Member of the Legislative Yuan
- In office 1 February 1993 – 31 January 1996
- Constituency: Taipei 2

Minister of the Research, Development and Evaluation Commission of the Republic of China
- In office September 1976 – July 1988
- Preceded by: Kuo Cheng
- Succeeded by: Ma Ying-jeou

Personal details
- Born: 5 May 1936 Wuchang, Hupeh, China
- Died: 3 March 2004 (aged 67) Taipei, Taiwan
- Party: Kuomintang
- Education: National Chengchi University (BA) University of Oregon (MA, PhD)

= Wei Yung =

Taiwanese political scientist and politician

Wei Yung (魏鏞 (Wèi Yōng); 5 May 1936 – 3 March 2004) was a Taiwanese political scientist and politician.
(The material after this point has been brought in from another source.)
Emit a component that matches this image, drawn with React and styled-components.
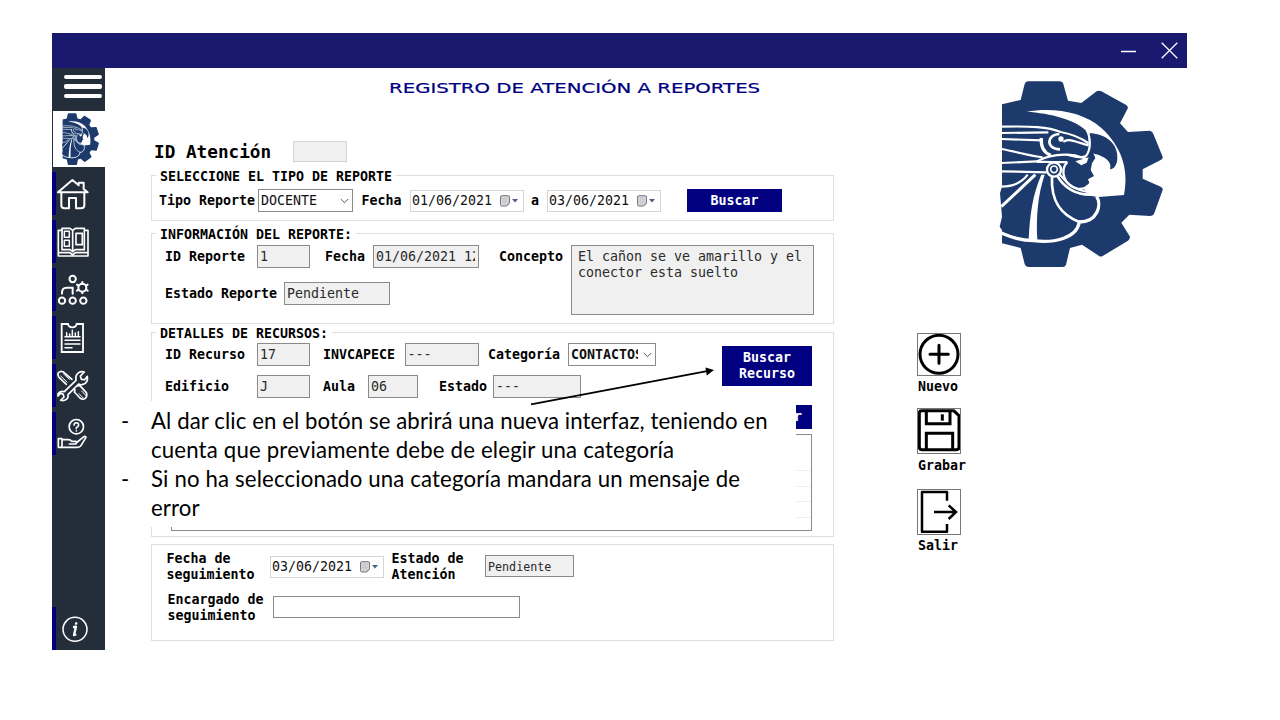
import React from "react";
import styled, { createGlobalStyle } from "styled-components";

const NAVY = "#000080";
const LOGO_BLUE = "#1c3b6c";

const GlobalStyle = createGlobalStyle`
  *, *::before, *::after { box-sizing: border-box; }
  body { margin: 0; background: #fff; overflow: hidden; }
`;

const Slide = styled.div`
  position: relative;
  width: 1280px;
  height: 720px;
  padding: 33px 0 0 52px;
  background: #fff;
  color: #000;
  font-family: "DejaVu Sans Mono", monospace;
  font-size: 13.29px;
  line-height: 16px;
`;

const Window = styled.div`
  width: 1135px;
  height: 617px;
  display: flex;
  flex-direction: column;
`;

const TitleBar = styled.header`
  height: 35px;
  flex: none;
  display: flex;
  justify-content: flex-end;
  align-items: center;
  gap: 24px;
  padding-right: 9px;
  background: #191970;
`;

const Body = styled.div`
  flex: 1;
  display: flex;
`;

const Sidebar = styled.nav`
  width: 53px;
  display: flex;
  flex-direction: column;
  background: #242e3a;
`;

const MenuToggle = styled.div`
  height: 42.5px;
  display: flex;
  flex-direction: column;
  gap: 5px;
  padding: 7px 0 0 12px;
`;

const MenuLine = styled.span`
  width: 38px;
  height: 4.4px;
  border-radius: 2px;
  background: #fff;
`;

const SideLogo = styled.div`
  height: 56.5px;
  margin-left: 1px;
  padding: 2px 0 0 9px;
  background: #fff;
`;

const SideItem = styled.div`
  height: 43px;
  margin-top: ${(p) => (p.$last ? "auto" : "5px")};
  border-left: 4px solid ${NAVY};
  svg { display: block; }
`;

const Main = styled.main`
  display: flex;
  padding-left: 46px;
`;

const FormColumn = styled.section`
  width: 683px;
  display: flex;
  flex-direction: column;
`;

const Heading = styled.h1`
  margin: 0;
  height: 41px;
  padding-left: 238px;
  font: 400 13.2px/42px "DejaVu Sans", sans-serif;
  -webkit-text-stroke: 0.2px ${NAVY};
  color: ${NAVY};
  white-space: nowrap;
  span { display: inline-block; transform-origin: left; transform: scaleX(${(p) => p.$stretch}); }
`;

const IdRow = styled.div`
  display: flex;
  align-items: center;
  height: 22px;
  margin: 31px 0 13px;
  padding-left: 3px;
  font-size: 17.7px;
  line-height: 20px;
  font-weight: 700;
`;

const IdText = styled.span`
  padding-top: 2px;
`;

const IdBox = styled.div`
  width: 54px;
  height: 21px;
  margin-left: 22px;
  background: #f0f0f0;
  border: 1px solid #d4d4d4;
`;

const Group = styled.div`
  height: ${(p) => p.$h}px;
  margin-bottom: ${(p) => p.$gap}px;
  border: 1px solid #dedede;
  display: flex;
  flex-direction: column;
`;

const Legend = styled.div`
  align-self: flex-start;
  height: 16px;
  margin: -8px 0 0 4px;
  padding: 1px 4px 0;
  background: #fff;
  font-weight: 700;
`;

const Row = styled.div`
  display: flex;
  align-items: ${(p) => p.$align || "center"};
  margin-top: ${(p) => p.$mt || 0}px;
  height: ${(p) => p.$h || 23}px;
`;

const Stack = styled.div`
  display: flex;
  flex-direction: column;
  width: ${(p) => p.$w}px;
`;

const Label = styled.label`
  flex: none;
  width: ${(p) => p.$w}px;
  margin-left: ${(p) => p.$ml || 0}px;
  padding-top: 1px;
  font-weight: 700;
  white-space: pre;
`;

const Field = styled.div`
  flex: none;
  width: ${(p) => p.$w}px;
  height: ${(p) => p.$h || 22.5}px;
  margin-left: ${(p) => p.$ml || 0}px;
  margin-bottom: ${(p) => p.$mb || 0}px;
  padding: 3px 3px 0 2px;
  border: 1px solid #8a8a8a;
  background: ${(p) => (p.$editable ? "#fff" : "#f0f0f0")};
  color: #2a2a2a;
  font-size: ${(p) => p.$size || 13.29}px;
  line-height: 16px;
  white-space: nowrap;
`;

const Clip = styled.span`
  display: block;
  overflow: hidden;
`;

const Area = styled(Field)`
  padding: 3px 6px;
  white-space: pre;
`;

const Combo = styled(Field)`
  display: flex;
  justify-content: space-between;
  align-items: center;
  gap: 5px;
  padding: 0 3px 0 2px;
  background: #fff;
  font-weight: ${(p) => (p.$bold ? 700 : 400)};
  color: #111;
`;

const DateBox = styled.div`
  flex: none;
  width: 114.5px;
  height: 22px;
  margin-left: ${(p) => p.$ml || 0}px;
  padding: 1px 5px 0 1.5px;
  display: flex;
  align-items: center;
  justify-content: space-between;
  border: 1px solid #d6d6d6;
  color: #111;
`;

const Button = styled.button`
  flex: none;
  width: ${(p) => p.$w}px;
  height: ${(p) => p.$h}px;
  margin-left: ${(p) => p.$ml || 0}px;
  padding: 0 ${(p) => p.$pr || 0}px 0 0;
  border: 0;
  background: ${NAVY};
  color: #fff;
  font: 700 13.29px/16px "DejaVu Sans Mono", monospace;
  text-align: ${(p) => (p.$pr ? "right" : "center")};
  white-space: pre;
`;

const Table = styled.div`
  width: 641px;
  height: 97px;
  margin: 5px 0 0 19px;
  padding-top: 21px;
  border: 1px solid #8a8a8a;
`;

const TableRow = styled.div`
  height: 15.4px;
  display: grid;
  grid-template-columns: 74px 68px 112px 117px 1fr;
  border-bottom: 1px solid #f0f0f0;
  span { border-right: 1px solid #f0f0f0; }
`;

const SideColumn = styled.aside`
  display: flex;
  flex-direction: column;
  padding: 2px 0 0 83px;
`;

const LogoBox = styled.div`
  height: 210px;
  margin: 0 0 53px 63px;
`;

const Action = styled.div`
  display: flex;
  flex-direction: column;
  height: ${(p) => p.$h}px;
  gap: ${(p) => p.$gap}px;
  font-weight: 700;
`;

const ActionName = styled.span`
  padding-left: 1px;
`;

const ActionIcon = styled.div`
  width: 44px;
  height: ${(p) => p.$h}px;
  border: 1px solid #777;
  svg { display: block; }
`;

const Callout = styled.div`
  position: absolute;
  left: 112px;
  top: 401px;
  width: 684px;
  height: 126px;
  padding: 5px 0 0 9px;
  background: #fff;
  font-family: Lato, sans-serif;
  font-size: 22.2px;
  line-height: 29px;
`;

const CalloutLine = styled.div`
  display: grid;
  grid-template-columns: 30px 1fr;
  height: 29px;
  white-space: nowrap;
  letter-spacing: ${(p) => p.$ls || 0}px;
`;

const Arrow = styled.svg`
  position: absolute;
  left: 525px;
  top: 360px;
`;

function Emblem({ width, height, viewBox }) {
  return (
    <svg width={width} height={height} viewBox={viewBox} preserveAspectRatio="none" style={{ display: "block" }}>
      <path fill={LOGO_BLUE} d="M66 103 L122 90 L134 42 Q136 34 144 34 L238 34 Q248 34 250 42 L264 92 L304 99 L350 64 Q358 60 364 64 L440 106 Q446 112 442 118 L420 160 L444 186 L510 182 Q518 184 520 192 L548 260 Q549 267 542 270 L488 298 V326 L542 350 Q550 354 548 360 L522 432 Q518 438 510 438 L448 434 L424 458 L450 500 Q450 508 444 512 L368 558 Q360 562 354 556 L306 524 L270 534 L258 584 Q256 591 248 591 L144 591 Q136 590 134 582 L122 534 L66 520 V480 L59 470 L66 440 L60 370 L66 350 Z" />
      <path fill="#fff" d="M140 125 C220 112 310 125 365 175 C422 228 448 295 432 375 L356 381 C332 380 316 370 312 356 L328 338 L324 328 L342 318 L332 300 L336 280 L346 264 L340 250 L328 240 L324 188 C290 148 210 130 140 125Z" />
      <path fill={LOGO_BLUE} d="M328 190 C372 190 416 218 412 268 C410 286 402 298 390 298 C398 274 372 256 330 248Z" />
      <g fill="none" stroke="#fff" strokeWidth="6.5">
        <path d="M64 170 C150 168 205 170 242 186 C285 194 308 207 326 220" />
        <path d="M320 180 C334 206 332 240 318 258 C300 268 280 258 262 254" />
        <path d="M64 189 L205 187 M64 207 L186 211 M64 237 C110 245 150 258 188 262" />
        <path d="M184 204 C182 230 192 248 212 256" strokeWidth="10" />
        <path d="M64 279 L170 274 C200 258 240 250 285 256 L318 266" />
        <path d="M170 276 C200 274 235 278 262 276" />
        <path d="M64 304 L200 307" />
        <path d="M238 192 C202 192 194 236 240 238" strokeWidth="8" />
        <path d="M250 216 C262 204 276 212 326 226" />
        <path d="M262 276 C238 302 252 346 292 356 C306 358 318 354 324 346" strokeWidth="7" />
        <path d="M166 314 L64 410" strokeWidth="9" />
        <path d="M216 320 C212 398 246 436 298 456" strokeWidth="8" />
        <path d="M230 314 C248 350 290 382 352 372" strokeWidth="8" />
        <path d="M240 314 C268 350 290 360 324 366" />
        <path d="M350 380 C366 405 352 456 298 456 C290 505 222 520 160 512 C118 512 86 498 58 486" strokeWidth="10" />
        <path d="M143 314 C120 345 90 350 64 350" />
      </g>
      <path fill="#fff" d="M184 314 L194 314 C174 372 168 440 172 510 L146 508 C150 432 158 374 184 314Z" />
      <circle cx="222" cy="299" r="21" fill={LOGO_BLUE} stroke="#fff" strokeWidth="7" />
      <circle cx="222" cy="298" r="10" fill="none" stroke="#fff" strokeWidth="5" />
      <circle cx="243" cy="207" r="8" fill="#fff" />
      <path fill="#fff" d="M286 274 L326 262 L320 278 L304 286Z" />
    </svg>
  );
}

function SideIcon({ y, children }) {
  return (
    <svg width="34" height="43" viewBox={`18 ${y} 102 129`} fill="none" stroke="#fff" strokeWidth="6" strokeLinejoin="round" strokeLinecap="round">
      {children}
    </svg>
  );
}

function Chevron() {
  return (
    <svg width="9" height="6" viewBox="0 0 9 6" fill="none" stroke="#555" strokeWidth="1" style={{ flex: "none" }}>
      <path d="M0.8 1 L4.5 4.7 L8.2 1" />
    </svg>
  );
}

function DatePicker({ value, ml }) {
  return (
    <DateBox $ml={ml}>
      <span>{value}</span>
      <svg width="18" height="12" viewBox="0 0 18 12">
        <path d="M.5 2 Q.5 .7 2 .7 H8.2 Q9.5 .7 9.5 2 V8 L6.8 11 H2 Q.5 11 .5 9.7Z" fill="#d5d5da" stroke="#77777d" />
        <path d="M2 4H8M2 6.5H8M4 2V9.5M6 2V9" stroke="#c2c2c8" strokeWidth=".6" />
        <path d="M9.5 8.6 L7.4 11 V8.6Z" fill="#999" />
        <path d="M12 4 H18 L15 7.4Z" fill="#4b5f85" />
      </svg>
    </DateBox>
  );
}

export default function App() {
  return (
    <Slide>
      <GlobalStyle />
      <Window>
        <TitleBar>
          <svg width="17" height="18" viewBox="0 0 17 18"><path d="M1 9.5 H16" stroke="#fff" strokeWidth="1.5" /></svg>
          <svg width="17" height="17" viewBox="0 0 17 17"><path d="M.7 .7 L16.3 16.3 M16.3 .7 L.7 16.3" stroke="#fff" strokeWidth="1.3" /></svg>
        </TitleBar>
        <Body>
          <Sidebar>
            <MenuToggle><MenuLine /><MenuLine /><MenuLine /></MenuToggle>
            <SideLogo><Emblem width={37} height={52} viewBox="58 32 492 560" /></SideLogo>
            <SideItem>
              <SideIcon y={21}>
                <path d="M24 82 L67 45 L86 61 V53 H101 V72 L113 82 H24" />
                <path d="M34 84 V121 Q34 130 43 130 H57 V99 H78 V130 H93 Q103 130 103 121 V84" />
              </SideIcon>
            </SideItem>
            <SideItem>
              <SideIcon y={165}>
                <path d="M36 196 H25 V273 H114 V196 H104" strokeWidth="5" />
                <path d="M36 254 V190 H60 L68 196 L76 190 H103 V254 H76 L68 260 L60 254Z M68 196 V260" strokeWidth="5" />
                <path d="M27 263 H60 L68 270 L76 263 H112" strokeWidth="5" />
                <rect x="43" y="199" width="15" height="18" strokeWidth="4.5" />
                <rect x="43" y="226" width="15" height="18" strokeWidth="4.5" />
                <rect x="78" y="205" width="19" height="34" strokeWidth="5" />
              </SideIcon>
            </SideItem>
            <SideItem>
              <SideIcon y={309}>
                <circle cx="68" cy="342" r="9.5" />
                <circle cx="36" cy="407" r="9.5" />
                <circle cx="68" cy="407" r="9.5" />
                <circle cx="100" cy="407" r="9.5" />
                <path d="M36 386 Q35 368 50 368 H68 V386" />
                <circle cx="97" cy="368" r="12" />
                <path d="M97 356 V351 M97 380 V385 M86 362 L81 359 M108 362 L113 359 M86 374 L81 377 M108 374 L113 377" strokeWidth="6" />
              </SideIcon>
            </SideItem>
            <SideItem>
              <SideIcon y={3}>
                <path d="M35 27 H54 Q56 37 67 37 Q78 37 80 27 H99 V111 H35Z" strokeLinejoin="miter" strokeWidth="5.5" />
                <path d="M45 65 H90 M45 76 H90 M45 87 H90 M45 98 H66" strokeWidth="4.5" />
                <path d="M50 63 V53 M59 63 V57 M67 63 V46 M76 63 V54 M85 63 V50" strokeWidth="4.5" />
              </SideIcon>
            </SideItem>
            <SideItem>
              <SideIcon y={147}>
                <path d="M49 208 L27 187 Q19 174 30 170 Q39 167 47 177 L66 193 M78 207 L84 213 L89 211 L109 233 Q113 243 106 250 Q98 256 90 249 L73 231 L75 225 L69 219" strokeWidth="5" />
                <path d="M32 183 L51 201 M40 176 L58 193" strokeWidth="3" />
                <path d="M87 236 L100 249 M95 228 L108 242" strokeWidth="3" />
                <path d="M24 236 Q31 226 43 230 L78 196 Q75 181 86 173 Q94 168 103 171 L91 183 L94 193 L104 194 L112 184 Q115 204 99 208 Q92 211 86 207 L54 239 Q56 252 44 256 Q38 258 32 256 L42 246 L39 237 L31 235 L24 243Z" fill="#242e3a" strokeWidth="5" />
              </SideIcon>
            </SideItem>
            <SideItem>
              <SideIcon y={291}>
                <circle cx="79" cy="335" r="21.5" strokeWidth="5" />
                <path d="M72 331 Q72 323 79 323 Q86 323 86 330 Q85 335 79 338 V341 M79 347 V348" strokeWidth="4.5" />
                <path d="M25 371 H36 V397 H25Z M36 374 H54 Q62 374 65 379 H78 Q82 386 75 387 H58 M82 381 L99 367 Q106 361 108 367 L93 392 Q90 397 82 397 H36" strokeWidth="5" />
              </SideIcon>
            </SideItem>
            <SideItem $last>
              <SideIcon y={351}>
                <circle cx="75" cy="418" r="36" strokeWidth="4.5" />
                <path d="M78 401 L79 400 M72 411 L78 410 L72 435 L76 434" strokeWidth="7" />
              </SideIcon>
            </SideItem>
          </Sidebar>

          <Main>
            <FormColumn>
              <Heading $stretch={1.495}><span>REGISTRO DE ATENCIÓN A REPORTES</span></Heading>
              <IdRow><IdText>ID Atención</IdText><IdBox /></IdRow>

              <Group $h={46} $gap={12}>
                <Legend>SELECCIONE EL TIPO DE REPORTE</Legend>
                <Row $mt={5}>
                  <Label $ml={7} $w={99}>Tipo Reporte</Label>
                  <Combo $w={95}>DOCENTE<Chevron /></Combo>
                  <Label $ml={8.5} $w={48}>Fecha</Label>
                  <DatePicker value="01/06/2021" />
                  <Label $ml={7} $w={15.5}>a</Label>
                  <DatePicker value="03/06/2021" />
                  <Button $ml={26} $w={95} $h={23}>Buscar</Button>
                </Row>
              </Group>

              <Group $h={91} $gap={8}>
                <Legend>INFORMACIÓN DEL REPORTE:</Legend>
                <Row $mt={3} $h={70} $align="flex-start">
                  <Stack $w={347}>
                    <Row>
                      <Label $ml={13} $w={92}>ID Reporte</Label>
                      <Field $w={52.5}>1</Field>
                      <Label $ml={15.5} $w={48}>Fecha</Label>
                      <Field $w={106}><Clip>01/06/2021 12</Clip></Field>
                    </Row>
                    <Row $mt={14}>
                      <Label $ml={13} $w={119}>Estado Reporte</Label>
                      <Field $w={106}>Pendiente</Field>
                    </Row>
                  </Stack>
                  <Row><Label $w={72}>Concepto</Label></Row>
                  <Area $w={243} $h={70}>{"El cañon se ve amarillo y el\nconector esta suelto"}</Area>
                </Row>
              </Group>

              <Group $h={205} $gap={7}>
                <Legend>DETALLES DE RECURSOS:</Legend>
                <Row $mt={2} $h={56} $align="flex-start">
                  <Stack $w={570}>
                    <Row>
                      <Label $ml={13} $w={92}>ID Recurso</Label>
                      <Field $w={52.5}>17</Field>
                      <Label $ml={13.5} $w={81.5}>INVCAPECE</Label>
                      <Field $w={74}>---</Field>
                      <Label $ml={9.5} $w={80}>Categoría</Label>
                      <Combo $w={88} $bold><Clip>CONTACTOS</Clip><Chevron /></Combo>
                    </Row>
                    <Row $mt={9}>
                      <Label $ml={13} $w={92}>Edificio</Label>
                      <Field $w={52.5}>J</Field>
                      <Label $ml={13.5} $w={45}>Aula</Label>
                      <Field $w={49.5}>06</Field>
                      <Label $ml={21.5} $w={54}>Estado</Label>
                      <Field $w={88}>---</Field>
                    </Row>
                  </Stack>
                  <Row $mt={3} $h={40}><Button $w={90} $h={40}>{"Buscar\nRecurso"}</Button></Row>
                </Row>
                <Row $mt={6} $h={24}><Button $ml={570} $w={90} $h={24} $pr={10}>r</Button></Row>
                <Table>
                  {[0, 1, 2, 3].map((r) => (
                    <TableRow key={r}><span /><span /><span /><span /></TableRow>
                  ))}
                </Table>
              </Group>

              <Group $h={97} $gap={0}>
                <Row $mt={5} $h={33}>
                  <Label $ml={14.5} $w={103}>{"Fecha de\nseguimiento"}</Label>
                  <DatePicker value="03/06/2021" />
                  <Label $ml={7.5} $w={93.5}>{"Estado de\nAtención"}</Label>
                  <Field $w={88.5} $h={22} $mb={2} $size={11.7}>Pendiente</Field>
                </Row>
                <Row $mt={8} $h={33}>
                  <Label $ml={15.5} $w={105}>{"Encargado de\nseguimiento"}</Label>
                  <Field $w={247.5} $editable $mb={1} />
                </Row>
              </Group>
            </FormColumn>

            <SideColumn>
              <LogoBox><Emblem width={200} height={210} viewBox="0 0 600 630" /></LogoBox>
              <Action $h={75} $gap={3}>
                <ActionIcon $h={43}>
                  <svg width="42" height="41" viewBox="55 28 126 123" fill="none" stroke="#000" strokeWidth="9" strokeLinecap="round">
                    <circle cx="118" cy="89" r="57" />
                    <path d="M91 89 H146 M118 62 V116" />
                  </svg>
                </ActionIcon>
                <ActionName>Nuevo</ActionName>
              </Action>
              <Action $h={81} $gap={4}>
                <ActionIcon $h={46}>
                  <svg width="42" height="44" viewBox="55 253 126 132" fill="none" stroke="#000" strokeWidth="9" strokeLinejoin="round">
                    <path d="M66 258 H162 L178 273 V368 Q178 375 170 375 H66 Q59 375 59 368 V265 Q59 258 66 258Z" />
                    <path d="M80 258 V297 H151 V258 M80 375 V326 H159 V375" strokeLinejoin="miter" />
                    <path d="M128 269 V288" />
                  </svg>
                </ActionIcon>
                <ActionName>Grabar</ActionName>
              </Action>
              <Action $h={80} $gap={3}>
                <ActionIcon $h={46}>
                  <svg width="42" height="44" viewBox="55 495 126 132" fill="none" stroke="#000" strokeWidth="7.5">
                    <path d="M142 527 V501 H67 V620 H142 V597" strokeLinejoin="round" />
                    <path d="M103 561 H168 M147 541 L169 561 L147 582" />
                  </svg>
                </ActionIcon>
                <ActionName>Salir</ActionName>
              </Action>
            </SideColumn>
          </Main>
        </Body>
      </Window>

      <Callout>
        <CalloutLine $ls={0.09}><span>-</span><span>Al dar clic en el botón se abrirá una nueva interfaz, teniendo en</span></CalloutLine>
        <CalloutLine $ls={0.18}><span /><span>cuenta que previamente debe de elegir una categoría</span></CalloutLine>
        <CalloutLine $ls={0.15}><span>-</span><span>Si no ha seleccionado una categoría mandara un mensaje de</span></CalloutLine>
        <CalloutLine $ls={0.15}><span /><span>error</span></CalloutLine>
      </Callout>

      <Arrow width="195" height="50" viewBox="525 360 195 50">
        <path d="M531 404.3 L707 371.2" stroke="#000" strokeWidth="1.8" />
        <path d="M714 370 L705.4 367.6 L706.8 375.5Z" />
      </Arrow>
    </Slide>
  );
}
He served as the Minister of the Research, Development and Evaluation Commission from 1976 to 1988 and represented Taipei in the Second Legislative Yuan.

== Education ==
After graduating from Banqiao Senior High School and Taipei Municipal Chien Kuo High School, Wei studied diplomacy at National Chengchi University and graduated with his bachelor's degree in 1959. He then completed graduate studies in the United States, where he earned a Master of Arts (M.A.) in international relations in 1963 and his Ph.D. in political science in 1967 from the University of Oregon. His doctoral dissertation was titled, "Elite Recruitment and Political Crisis: A Study of Political Leadership of the Ch'ing Period".